At the same time, the latest move shows the capitulation metric climbing vertically as price retreats from recent highs near the upper end of the chart’s range. This pattern suggests a wave of forced or emotional selling as traders exit positions at a loss. Historically, such stress periods have marked exhaustion among weaker holders, leaving supply concentrated in longer-term hands.

However, the chart also shows that capitulation events can cluster and extend over time rather than mark a single turning point. Therefore, while the signal lines up with earlier bottoming phases, it does not pinpoint the exact timing of any potential recovery. For now, on-chain data indicates that Bitcoin is again in a zone where capitulation has played a key role in shaping the next phase of the market.

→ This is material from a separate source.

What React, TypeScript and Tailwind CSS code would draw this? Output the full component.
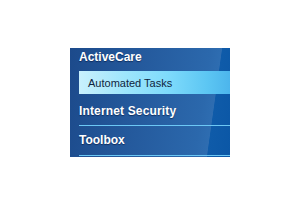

Bitcoin Liquidity Model Flags $165K Fair Value Gap, Analyst Says

Meanwhile, Bitcoin trades near $90,000 while a liquidity-based model now points to a fair value around $165,000, according to trader Michaël van de Poppe. In a post on X, he shared a chart titled “Bitcoin – Global Liquidity” and called the setup “the biggest mispriced condition we’ve seen in a long time in the markets.”

Bitcoin Global Liquidity Fair Value Model. Source: Michaël van de Poppe

The chart plots Bitcoin’s price as a white line against a green liquidity regression band. The band includes one- and two-standard-deviation zones, with a central line labeled “Global Liquidity.” As the model trends higher through 2023–2025, the fair-value line climbs above $150,000 while the spot price lags in the lower half of the range.

At the same time, the visual suggests that earlier in the cycle Bitcoin often traded closer to the midline of the liquidity channel. Now, the distance between the white price line and the model’s upper area is wider than in prior periods. Van de Poppe argues that this divergence captures how far current market pricing has fallen behind the level implied by global liquidity conditions.

Bitcoin Rejected at First Resistance, Analyst Eyes Move Back Above $90.3K

Bitcoin slipped lower after hitting its first major resistance zone, setting a monthly high in the opening minute of December, according to trader Jelle. In a post on X, he said Bitcoin “did exactly what we hoped it wouldn’t do” by stalling at the initial supply area overhead.

Bitcoin Support And Resistance Zones Chart. Source: Jelle

The chart he shared maps a series of gray support and resistance bands across the recent rally and subsequent sell-off. Price first bounced from a demand zone in the mid-$80,000s, then pushed into a resistance block around the low-$90,000 region, where the move failed. The rejection left Bitcoin trading back inside the same broader range, with the current candle hovering above the lower gray band.

At the same time, Jelle argued that the timing of the monthly high increases the odds of another test higher. Because the high for December formed in the first minute of the new month, he said there are “incredibly high odds we trade above $90.3K before EOY.” His scenario assumes Bitcoin can print a higher low at present levels and then drive back toward a reclaim of the broken resistance zone.